Zudem fordern wir, eine konstruktive und klare Gesprächskultur zwischen Vertreter*innen der Landkreise und kreisfreien Städte und der Landesregierung zu fördern und zu steuern.
Begründung
Das Brandenburger Kitagesetz ist eines der kompliziertesten Kitagesetze bundesweit. Es ist regelmäßiger Gegenstand gerichtlicher Auseinandersetzungen zwischen Eltern und Kommunen sowie zwischen Trägern und Kommunen. Das KitaG und seine untergesetzlichen Normen und Vorschriften werden als rechtswidrig eingeordnet. Das Gesetz ist intransparent, in sich nicht schlüssig und bietet den Beteiligten nicht – wie erforderlich – ein ausreichendes Maß an Rechtssicherheit. Es ist ein Rechtsunsicherheitsgesetz. Die Abrechenbarkeit von Betriebskosten ist nicht ausreichend bestimmt geregelt, so dass die Bemessungsgrundlage der Elternbeitragssatzungen je nach Methodik von Kommune zu Kommune unterschiedlich ausfällt. In Senftenberg werden höhere Elternbeiträge erhoben als in Frankfurt (Oder) und dass, obwohl die sozioökonomischen Verhältnisse ähnlich sind. Das führt zu Frust bei den Eltern, aber auch bei den Trägern der Kindertageseinrichtungen, denn diese werden von den Kommunen zum Teil unter abenteuerlichen Argumenten gezwungen, die (Haushalts-)Vorgaben der Kommunen einzuhalten. Zum Teil werden die Vorgaben des KitaG auch vollständig umgangen, um z.B. Leistungsvereinbarungen zwischen den örtlichen Trägern und freien Trägern zu schließen, die so gar nicht im KitaG vorgesehen sind. Wir haben es mit einer außerrechtlichen Parallelwelt in Brandenburg zu tun, in der versucht wird, Lösungen zu finden, die sich im KitaG so nicht finden lassen. Das KitaG ist nicht nur alt geworden; es war auch niemals funktional.
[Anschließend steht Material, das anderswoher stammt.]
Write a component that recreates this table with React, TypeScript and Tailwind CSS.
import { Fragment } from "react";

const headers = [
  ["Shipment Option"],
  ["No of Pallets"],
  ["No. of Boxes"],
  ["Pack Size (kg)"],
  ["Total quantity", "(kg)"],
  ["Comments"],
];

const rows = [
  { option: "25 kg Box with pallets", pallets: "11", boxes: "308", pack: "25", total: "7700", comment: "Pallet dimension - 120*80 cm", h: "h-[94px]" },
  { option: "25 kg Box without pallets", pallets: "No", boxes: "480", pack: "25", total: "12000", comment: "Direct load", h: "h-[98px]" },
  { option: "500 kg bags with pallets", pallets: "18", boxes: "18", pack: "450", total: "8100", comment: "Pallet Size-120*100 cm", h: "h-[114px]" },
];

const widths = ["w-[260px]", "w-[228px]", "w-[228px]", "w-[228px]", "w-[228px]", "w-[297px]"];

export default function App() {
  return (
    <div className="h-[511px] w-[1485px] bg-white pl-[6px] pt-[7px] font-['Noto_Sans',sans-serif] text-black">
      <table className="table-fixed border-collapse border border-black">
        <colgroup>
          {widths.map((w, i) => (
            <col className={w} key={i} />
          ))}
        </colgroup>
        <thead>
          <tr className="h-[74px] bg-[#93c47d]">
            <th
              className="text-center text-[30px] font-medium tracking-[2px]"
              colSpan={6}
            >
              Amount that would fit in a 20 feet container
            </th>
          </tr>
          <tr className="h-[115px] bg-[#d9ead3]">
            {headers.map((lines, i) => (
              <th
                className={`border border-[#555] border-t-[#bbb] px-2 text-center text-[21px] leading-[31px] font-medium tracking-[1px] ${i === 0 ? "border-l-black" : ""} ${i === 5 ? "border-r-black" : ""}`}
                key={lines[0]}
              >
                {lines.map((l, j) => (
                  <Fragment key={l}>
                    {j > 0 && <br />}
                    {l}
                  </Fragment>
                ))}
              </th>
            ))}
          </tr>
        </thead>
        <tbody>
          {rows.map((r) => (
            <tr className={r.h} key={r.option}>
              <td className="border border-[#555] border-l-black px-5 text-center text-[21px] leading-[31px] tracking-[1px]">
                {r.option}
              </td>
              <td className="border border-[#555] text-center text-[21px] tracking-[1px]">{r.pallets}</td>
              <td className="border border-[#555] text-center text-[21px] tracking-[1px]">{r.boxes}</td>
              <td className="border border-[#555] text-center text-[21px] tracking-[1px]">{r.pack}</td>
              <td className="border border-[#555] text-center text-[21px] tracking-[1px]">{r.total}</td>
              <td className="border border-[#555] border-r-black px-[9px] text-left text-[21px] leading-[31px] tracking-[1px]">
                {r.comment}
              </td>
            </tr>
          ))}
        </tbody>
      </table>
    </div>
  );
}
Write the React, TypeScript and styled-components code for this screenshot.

Im Februar 2020 begann ein hoffnungsvoller Prozess zu einer grundlegenden Reform des Kindertagesstättenrechts. In verschiedenen Arbeitsgruppen beteiligten sich Vertreterinnen und Vertreter der örtlichen Träger, der Gemeinden, der Aufsichtsbehörden und der freien Träger. Die Ergebnisse der Arbeitsgruppen wurde im Herbst 2021 an das Fachministerium übergeben. Im März 2022 kam dann der abrupte Abbruch des Prozesses, veranlasst durch einen einzigen Protagonisten des Prozesses.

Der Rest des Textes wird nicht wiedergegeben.